SWC News Center
Part Asian, Fully Me: Navigating My Mixed Asian American Identity at Southwestern College
By Troy Andrew Bash and Tristan James Kately - May 8, 2026

On May 1, 2026, Southwestern College (SWC) hosted the first San Diego Region 10 Asian American, Native Hawaiian, and Pacific Islander (AANHPI) Student Research Summit with students from City of College of San Diego, Mesa College, and Miramar College. Our keynote speaker, Malaka Gharib, gave us insight on the struggles of someone who is mixed-race and mixed-culture living in America. As a Filipina and Egyptian American person her story showed the complex idea of identity in a way that felt familiar to me as a mixed Filipino and White Student.
Malaka expressed difficulty having to constantly code-switch between the three cultures of her life; Filipino, Egyptian, and American culture. She would adjust how she spoke, acted, and even saw herself depending on her environment. That idea stayed with me because it reflects back to me with my own experiences. Growing up, I did not always feel connected to my Filipino identity. I attended a Christian elementary and middle school where I was the only Asian student. Surrounded by whiteness, I became comfortable in it. I was so disconnected from my Filipino side that I did not even realize I was Filipino until second grade.
At home, my culture told a different side of the story. My mom is fully Filipino, and my dad is half Polish and half Filipino, yet he still speaks Tagalog fluently. Even with his cultural presence, I guess I didn’t fully understand what it meant to carry both identities. Being part white and part Filipino did not feel like something I could easily explain to others, it often felt like something I had to figure out on my own.
Everything started to change in high school. For the first time, I was surrounded by a large Filipino community. More than half of my peers shared a background I had once felt distant from. I remember taking a Filipino class, at Olympian High School, where I immediately felt a sense of belonging. The environment was welcoming, and for the first time, I did not feel like I had to question whether I was “Filipino enough.” That experience changed how I saw myself.
Dance became another important part of that journey. During my second year of high school, I joined the Olympian All Male as well as Filipino Dance Club in my school and started doing different dances like tinikling and sayaw sa bangko and hip-hop. These different styles helped me realize that my identity did not have to be separated into parts. Through dance, I could express both my Filipino heritage and the American culture I grew up in.
As a mixed student being African American as well as Filipino I connected heavily to the ideas that were stated by Malaka Gharib the guest speaker at SWC. Her story as a mixed Filipino and Egyptian identifying person was something that was intriguing as well as something that felt very familiar and personal to me.
Malaka spoke a lot about the inbetween feeling that she had in her experiences being a first generation American born to two immigrants who came to America with two completely different cultures. Malaka touched on this topic a lot throughout her life in California she had to traverse her multi culture identity and fit into groups of only one culture and at that being predominantly asian. Showing her balance of different cultures as well as the expectations pushed upon her.

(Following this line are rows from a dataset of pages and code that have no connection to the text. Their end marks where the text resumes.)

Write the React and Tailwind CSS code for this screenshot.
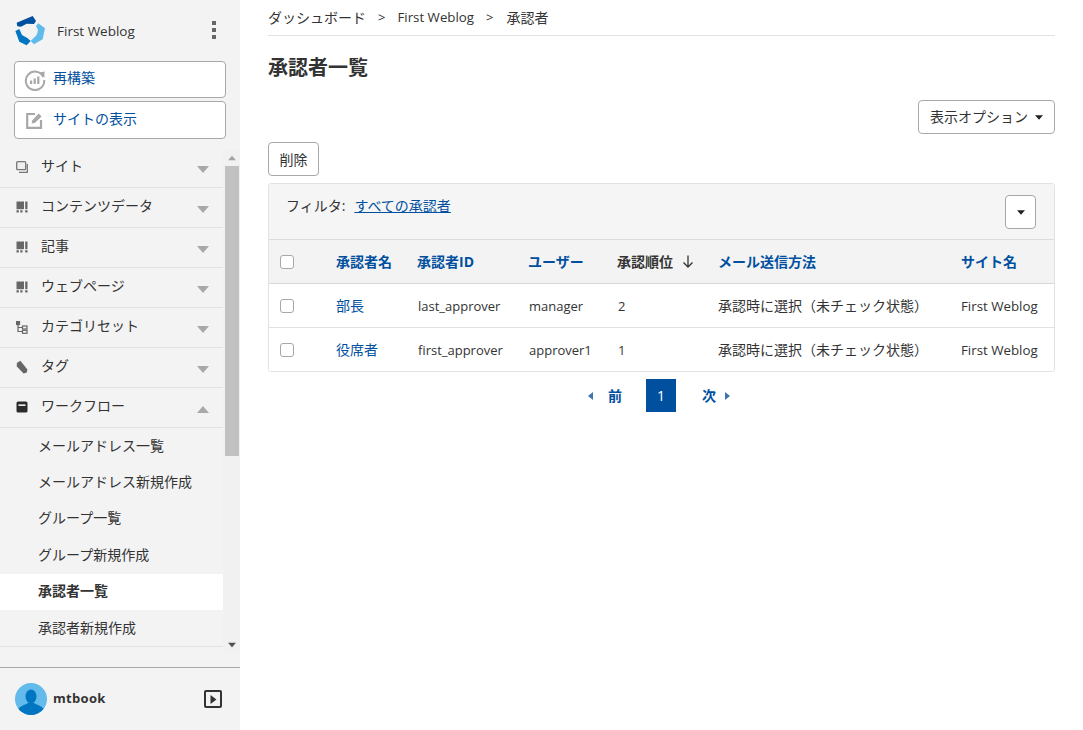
import React from "react";

const Caret = ({ up, className = "" }) => (
  <svg width="12" height="7" viewBox="0 0 12 7" className={className}>
    <path d={up ? "M0 7L6 0L12 7Z" : "M0 0H12L6 7Z"} fill="currentColor" />
  </svg>
);

const IconSite = () => (
  <svg width="12" height="12" viewBox="0 0 12 12" fill="none" stroke="#777" strokeWidth="1.3">
    <rect x="0.7" y="0.7" width="9" height="8" rx="1" fill="#eee" />
    <path d="M3 11.3H11.3V3" />
  </svg>
);
const IconData = () => (
  <svg width="12" height="12" viewBox="0 0 12 12" fill="#666">
    <rect x="0.5" y="0.5" width="7.5" height="7.7" />
    <rect x="9.2" y="0.5" width="2.3" height="7.7" />
    <rect x="0.5" y="9.2" width="2.3" height="2.3" />
    <rect x="4.3" y="9.2" width="2.2" height="2.3" />
    <rect x="9.2" y="9.2" width="2.3" height="2.3" />
  </svg>
);
const IconCat = () => (
  <svg width="12" height="13" viewBox="0 0 12 13" fill="none" stroke="#666" strokeWidth="1.2">
    <rect x="0.5" y="0.5" width="3" height="3" fill="#666" />
    <path d="M2 3V10.5H6M2 6.5H6" />
    <rect x="6.5" y="5" width="4.5" height="3" />
    <rect x="6.5" y="9.3" width="4.5" height="3" />
  </svg>
);
const IconTag = () => (
  <svg width="12" height="14" viewBox="0 0 12 14" fill="#666">
    <path d="M0.8 3L4.4 0.8L11.4 9.4L10.8 12.4L7.6 13.4L0.8 6.6Z" />
  </svg>
);
const IconFlow = () => (
  <svg width="12" height="12" viewBox="0 0 12 12">
    <rect x="0.5" y="0.5" width="11" height="11" rx="1.6" fill="#2b2b2b" />
    <rect x="2.5" y="3.4" width="7" height="1.5" fill="#fff" />
  </svg>
);
const IconRebuild = () => (
  <svg width="22" height="22" viewBox="0 0 22 22" fill="none">
    <path d="M19.4 8A9.2 9.2 0 1 0 20.2 11" stroke="#a8a8a8" strokeWidth="2" />
    <path d="M15.5 3.6L20.6 2.4L20.4 8.8Z" fill="#a8a8a8" />
    <rect x="6" y="11.5" width="2.2" height="3.5" fill="#a8a8a8" />
    <rect x="9.6" y="9.5" width="2.2" height="5.5" fill="#a8a8a8" />
    <rect x="13.2" y="7.5" width="2.2" height="7.5" fill="#a8a8a8" />
  </svg>
);
const IconView = () => (
  <svg width="17" height="17" viewBox="0 0 17 17" fill="none">
    <path d="M9 2H1.2V15.8H15V8" stroke="#a8a8a8" strokeWidth="2.2" />
    <path d="M5.6 11.6L6.2 8.6L12.6 1.6L15.6 4.4L8.8 11Z" fill="#a8a8a8" />
  </svg>
);
const Logo = () => (
  <svg width="30" height="30" viewBox="15 15 90 90">
    <path d="M20 35L68 15L78 30L72 39L50 38L33 47L22 46Z" fill="#00509f" />
    <path d="M85 37L105 52L98 85L72 100L62 90L80 72L84 58L78 45Z" fill="#60bbeb" />
    <path d="M16 60L28 54L36 72L52 81L62 90L50 103L28 92Z" fill="#0075c2" />
  </svg>
);
const Avatar = () => (
  <svg width="32" height="32" viewBox="0 0 32 32">
    <defs>
      <clipPath id="av"><circle cx="16" cy="16" r="16" /></clipPath>
    </defs>
    <g clipPath="url(#av)">
      <rect width="32" height="32" fill="#62bbeb" />
      <ellipse cx="16" cy="13.5" rx="5.5" ry="7" fill="#0075c2" />
      <path d="M2 28C4 23 10 22 13 20H19C22 22 28 23 30 28V32H2Z" fill="#0075c2" />
    </g>
  </svg>
);

const navItems = [
  ["サイト", IconSite],
  ["コンテンツデータ", IconData],
  ["記事", IconData],
  ["ウェブページ", IconData],
  ["カテゴリセット", IconCat],
  ["タグ", IconTag],
];
const subItems = ["メールアドレス一覧", "メールアドレス新規作成", "グループ一覧", "グループ新規作成", "承認者一覧", "承認者新規作成"];

const NavRow = ({ label, Icon, up }) => (
  <div className="h-10 flex items-center border-b border-[#e2e2e2] pl-4 pr-[14px] shrink-0">
    <span className="w-3 h-3 flex items-center justify-center -mt-[1px]"><Icon /></span>
    <span className="ml-[13px] text-[14px] text-[#333] flex-1 -mt-[4px]">{label}</span>
    <Caret up={up} className="text-[#a8a8a8] mt-[4px]" />
  </div>
);

const Sidebar = () => (
  <aside className="w-[240px] h-[730px] shrink-0 bg-[#f3f3f3] flex flex-col">
    <div className="h-[61px] shrink-0 flex items-center pl-[15px] pr-[24px]">
      <Logo />
      <span className="ml-[12px] text-[13.5px] font-medium text-[#333] flex-1 mt-[1px]">First Weblog</span>
      <span className="flex flex-col gap-[3px] -mt-[1px]">
        <i className="block w-1 h-1 bg-[#666]" />
        <i className="block w-1 h-1 bg-[#666]" />
        <i className="block w-1 h-1 bg-[#666]" />
      </span>
    </div>
    <div className="mx-[14px] flex flex-col gap-[3px]">
      <a className="h-[37px] bg-white border border-[#a8a8a8] rounded-[4px] flex items-center pl-[9px] text-[14px] text-[#00509f]">
        <IconRebuild />
        <span className="ml-[7px] -mt-[5px]">再構築</span>
      </a>
      <a className="h-[38px] bg-white border border-[#a8a8a8] rounded-[4px] flex items-center pl-[11px] text-[14px] text-[#00509f]">
        <IconView />
        <span className="ml-[10px] -mt-[4px]">サイトの表示</span>
      </a>
    </div>
    <div className="mt-[11px] h-[503px] flex shrink-0 overflow-hidden">
      <nav className="w-[223px] shrink-0 flex flex-col -mt-[2px]">
        {navItems.map(([l, I]) => <NavRow key={l} label={l} Icon={I} />)}
        <NavRow label="ワークフロー" Icon={IconFlow} up />
        {subItems.map((s) => (
          <a
            key={s}
            className={
              "h-[36.4px] shrink-0 flex items-center pl-[38px] text-[14px] text-[#333] " +
              (s === "承認者一覧" ? "bg-white font-bold" : "")
            }
          >
            <span className="-mt-[2px]">{s}</span>
          </a>
        ))}
        <div className="border-t border-[#e2e2e2]" />
      </nav>
      <div className="w-[17px] shrink-0 bg-[#f1f1f1] flex flex-col items-center">
        <Caret up className="h-[16px] w-[8px] text-[#a3a3a3]" />
        <div className="w-[14px] h-[290px] bg-[#c1c1c1] ml-[1px]" />
        <div className="flex-1" />
        <Caret className="h-[16px] w-[8px] text-[#505050]" />
      </div>
    </div>
    <div className="mt-[14px] border-t border-[#a8a8a8] flex-1 flex items-center pl-[15px] pr-[18px]">
      <Avatar />
      <span className="ml-[6px] text-[13px] font-bold text-[#333] flex-1 tracking-[0.3px]">mtbook</span>
      <span className="w-[18px] h-[18px] border-2 border-[#333] rounded-[2px] flex items-center justify-center">
        <svg width="7" height="9" viewBox="0 0 7 9"><path d="M0.5 0L6.5 4.5L0.5 9Z" fill="#333" /></svg>
      </span>
    </div>
  </aside>
);

const cols = [
  ["承認者名", 81, "pl-[11px]"],
  ["承認者ID", 111, "pl-[11px]"],
  ["ユーザー", 89, "pl-[11px]"],
  ["承認順位", 100, "pl-[11px]"],
  ["メール送信方法", 243, "pl-[12px]"],
  ["サイト名", 105, "pl-[12px]"],
];

const rows = [
  ["部長", "last_approver", "manager", "2", "承認時に選択（未チェック状態）", "First Weblog"],
  ["役席者", "first_approver", "approver1", "1", "承認時に選択（未チェック状態）", "First Weblog"],
];

const cellClass = [
  "pl-[11px] text-[14px] text-[#00509f]",
  "pl-[12px] pt-[2px] text-[13px]",
  "pl-[12px] pt-[2px] text-[13px]",
  "pl-[12px] pt-[2px] text-[13px]",
  "pl-[12px] text-[14px]",
  "pl-[12px] pt-[2px] text-[13.3px]",
];

const Check = () => <span className="block w-[14px] h-[14px] rounded-[3px] bg-white border border-[#a8a8a8]" />;

const Main = () => (
  <main className="flex-1 pl-[28px] pr-[28px]">
    <div className="h-[36px] border-b border-[#e2e2e2] flex items-center text-[14px] text-[#333]">
      <span>ダッシュボード</span>
      <span className="mx-[12px] text-[13px]">&gt;</span>
      <span className="text-[13.3px]">First Weblog</span>
      <span className="ml-[12px] mr-[13px] text-[13px]">&gt;</span>
      <span>承認者</span>
    </div>
    <h1 className="mt-[18px] text-[20px] leading-[27px] font-bold text-[#333]">承認者一覧</h1>
    <div className="mt-[19px] flex justify-end">
      <button className="h-[34px] w-[137px] bg-white border border-[#a8a8a8] rounded-[4px] flex items-center justify-center text-[14px] text-[#333]">
        <span className="-mt-[2px]">表示オプション</span>
        <Caret className="ml-[7px] w-2 h-[5px] text-[#222]" />
      </button>
    </div>
    <button className="mt-[8px] block h-[34px] w-[51px] bg-white border border-[#a8a8a8] rounded-[4px] text-[14px] text-[#333]">削除</button>
    <div className="mt-[7px] border border-[#e2e2e2] rounded-[3px] overflow-hidden">
      <div className="h-[56px] bg-[#f5f5f5] flex items-start pl-[17px] pr-[18px] pt-[11px] border-b border-[#dcdcdc]">
        <span className="text-[14px] text-[#333]">フィルタ:</span>
        <a className="ml-[9px] text-[14px] text-[#00509f] underline flex-1">すべての承認者</a>
        <button className="w-[31px] h-[34px] bg-white border border-[#a8a8a8] rounded-[4px] flex items-center justify-center">
          <Caret className="w-2 h-[5px] text-[#222]" />
        </button>
      </div>
      <table className="w-full table-fixed text-[#333] border-separate border-spacing-0">
        <colgroup>
          <col className="w-[56px]" />
          {cols.map(([n, w]) => <col key={n} style={{ width: w }} />)}
        </colgroup>
        <thead>
          <tr className="bg-[#f3f3f3]">
            <th className="h-[44px] border-b border-[#d8d8d8] pl-[11px] text-left font-normal"><Check /></th>
            {cols.map(([n, , pad]) => (
              <th key={n} className={"h-[44px] border-b border-[#d8d8d8] text-left text-[14px] font-bold whitespace-nowrap " + pad + " " + (n === "承認順位" ? "text-[#333]" : "text-[#00509f]")}>
                <span className="inline-flex items-center">
                  {n}
                  {n === "承認順位" && (
                    <svg width="12" height="13" viewBox="0 0 12 13" fill="none" stroke="#333" strokeWidth="1.3" className="ml-[9px]">
                      <path d="M6 0.5V12M1.5 7.5L6 12L10.5 7.5" />
                    </svg>
                  )}
                </span>
              </th>
            ))}
          </tr>
        </thead>
        <tbody>
          {rows.map((r, i) => {
            const tdc = i === 0 ? "h-[44px] border-b border-[#e2e2e2] " : "h-[43px] ";
            return (
              <tr key={r[1]} className="bg-white">
                <td className={tdc + "pl-[11px]"}><Check /></td>
                {r.map((c, j) => (
                  <td key={j} className={tdc + "whitespace-nowrap " + cellClass[j]}>{c}</td>
                ))}
              </tr>
            );
          })}
        </tbody>
      </table>
    </div>
    <div className="mt-[7px] pr-[1px] flex justify-center items-center text-[14px] font-bold text-[#00509f]">
      <span className="flex items-center w-[58px]">
        <svg width="5" height="8" viewBox="0 0 5 8"><path d="M5 0V8L0 4Z" fill="#3f74ae" /></svg>
        <span className="ml-[15px]">前</span>
      </span>
      <span className="w-[30px] h-[33px] bg-[#00509f] text-white font-normal flex items-center justify-center">1</span>
      <span className="flex items-center w-[58px]">
        <span className="ml-[26px]">次</span>
        <svg width="5" height="8" viewBox="0 0 5 8" className="ml-[9px]"><path d="M0 0V8L5 4Z" fill="#3f74ae" /></svg>
      </span>
    </div>
  </main>
);

export default function App() {
  return (
    <div
      className="w-[1083px] h-[730px] flex bg-white overflow-hidden"
      style={{ fontFamily: '"Open Sans", "Noto Sans CJK JP", sans-serif' }}
    >
      <Sidebar />
      <Main />
    </div>
  );
}
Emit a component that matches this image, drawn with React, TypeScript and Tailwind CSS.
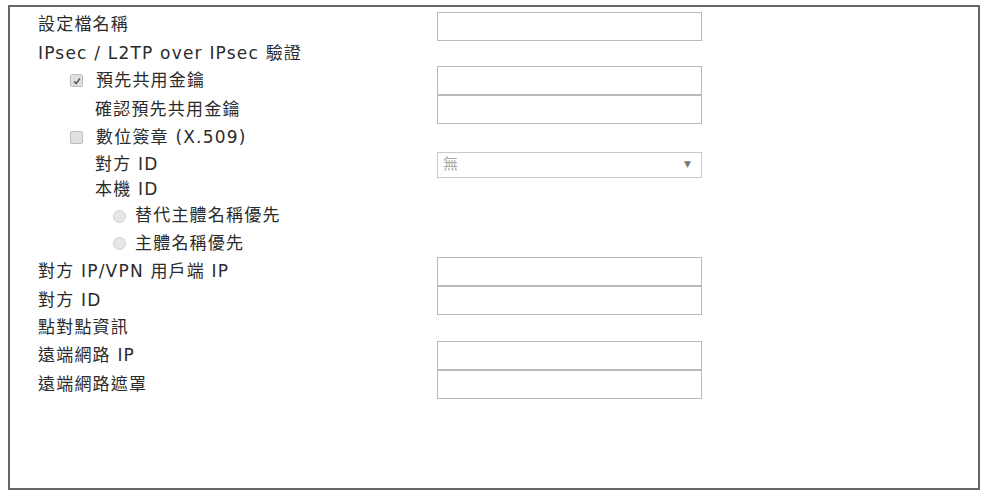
import React from "react";

const font = {
  fontFamily: '"DejaVu Sans", "Noto Sans CJK TC", sans-serif',
};

function TextBox() {
  return <div className="h-[29px] w-[265px] border border-[#b9b9b9] bg-white" />;
}

function Check({ checked }: { checked?: boolean }) {
  return (
    <span className="mr-[13px] flex h-[13px] w-[13px] items-center justify-center rounded-[2px] border border-[#bdbdbd] bg-[#e0e0e0]">
      {checked && (
        <svg viewBox="0 0 12 12" className="h-[10px] w-[10px]">
          <path d="M2.5 6.5 L5 9 L9.5 3" fill="none" stroke="#5e5e5e" strokeWidth="2" />
        </svg>
      )}
    </span>
  );
}

function Radio() {
  return <span className="mr-[9px] h-[13px] w-[13px] rounded-full border border-[#cfcfcf] bg-[#e6e6e6]" />;
}

type Row = {
  label: string;
  indent: string;
  h: string;
  field?: "input" | "select";
  lead?: React.ReactNode;
};

const rows: Row[] = [
  { label: "設定檔名稱", indent: "pl-[28px]", h: "h-[33px]", field: "input" },
  { label: "IPsec / L2TP over IPsec 驗證", indent: "pl-[28px]", h: "h-[25px]" },
  { label: "預先共用金鑰", indent: "pl-[60px]", h: "h-[29px]", field: "input", lead: <Check checked /> },
  { label: "確認預先共用金鑰", indent: "pl-[85px]", h: "h-[29px]", field: "input" },
  { label: "數位簽章 (X.509)", indent: "pl-[60px]", h: "h-[27px]", lead: <Check /> },
  { label: "對方 ID", indent: "pl-[85px]", h: "h-[27px]", field: "select" },
  { label: "本機 ID", indent: "pl-[85px]", h: "h-[24px]" },
  { label: "替代主體名稱優先", indent: "pl-[103px]", h: "h-[28px]", lead: <Radio /> },
  { label: "主體名稱優先", indent: "pl-[103px]", h: "h-[27px]", lead: <Radio /> },
  { label: "對方 IP/VPN 用戶端 IP", indent: "pl-[28px]", h: "h-[29px]", field: "input" },
  { label: "對方 ID", indent: "pl-[28px]", h: "h-[29px]", field: "input" },
  { label: "點對點資訊", indent: "pl-[28px]", h: "h-[26px]" },
  { label: "遠端網路 IP", indent: "pl-[28px]", h: "h-[29px]", field: "input" },
  { label: "遠端網路遮罩", indent: "pl-[28px]", h: "h-[29px]", field: "input" },
];

export default function App() {
  return (
    <div className="h-[492px] w-[985px] overflow-hidden bg-white pl-[8px] pt-[5px]" style={font}>
      <div className="h-[485px] w-[972px] border-2 border-[#666] pt-[1px]">
        {rows.map((r, i) => (
          <div key={i} className={`flex ${r.h} items-center`}>
            <div className={`flex w-[427px] shrink-0 items-center ${r.indent} text-[17px] tracking-[1.2px] text-[#2b2b2b]`}>
              {r.lead}
              <span>{r.label}</span>
            </div>
            {r.field === "input" && (i === 0 ? <div className="self-end"><TextBox /></div> : <TextBox />)}
            {r.field === "select" && (
              <div className="flex h-[26px] w-[265px] items-center justify-between border border-[#c9c9c9] bg-white pl-[5px] pr-[10px] text-[15px] text-[#a8a8a8]">
                <span>無</span>
                <span className="text-[9px] text-[#777]">▼</span>
              </div>
            )}
          </div>
        ))}
      </div>
    </div>
  );
}
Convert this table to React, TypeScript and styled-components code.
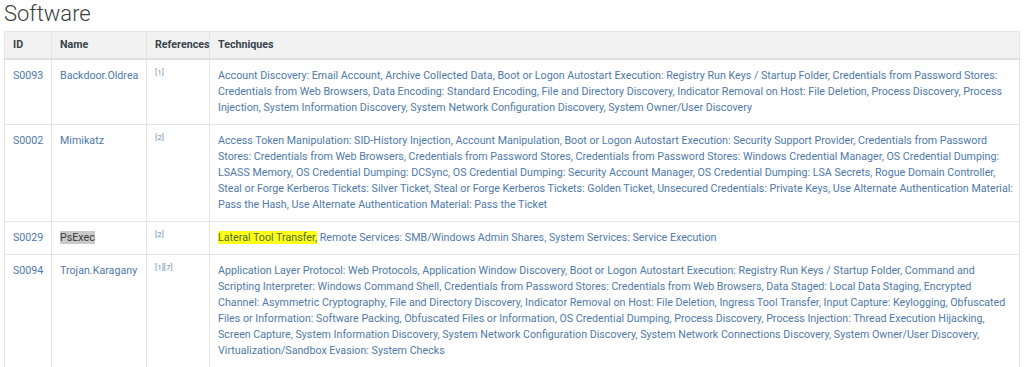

Growing up as a Black and Filipino boy Malaka’s experience deeply resonated with me. It was a constant battle between figuring myself out and what I was as well as navigating throughout school to where I had belonged. There was a feeling of having to constantly explain certain parts of myself that just came with my identity. As well as other students having shared experiences that I just was not able to relate to furthering this gap. This feeling of code switching was prevalent in my relationships with others as I had learned to have to act a certain way around predominantly Asian groups and groups that were predominantly African American as well.
Despite the code switching it was always a struggle to have to fit in as it was this feeling of “too white for Black spaces and too Black for white spaces.” That made it difficult to fully connect with either side despite and making it feel like I did have to leave a side and that it was a two way street. This also impacted my identity as to be out of touch because of this feeling of needing to pick one or the other.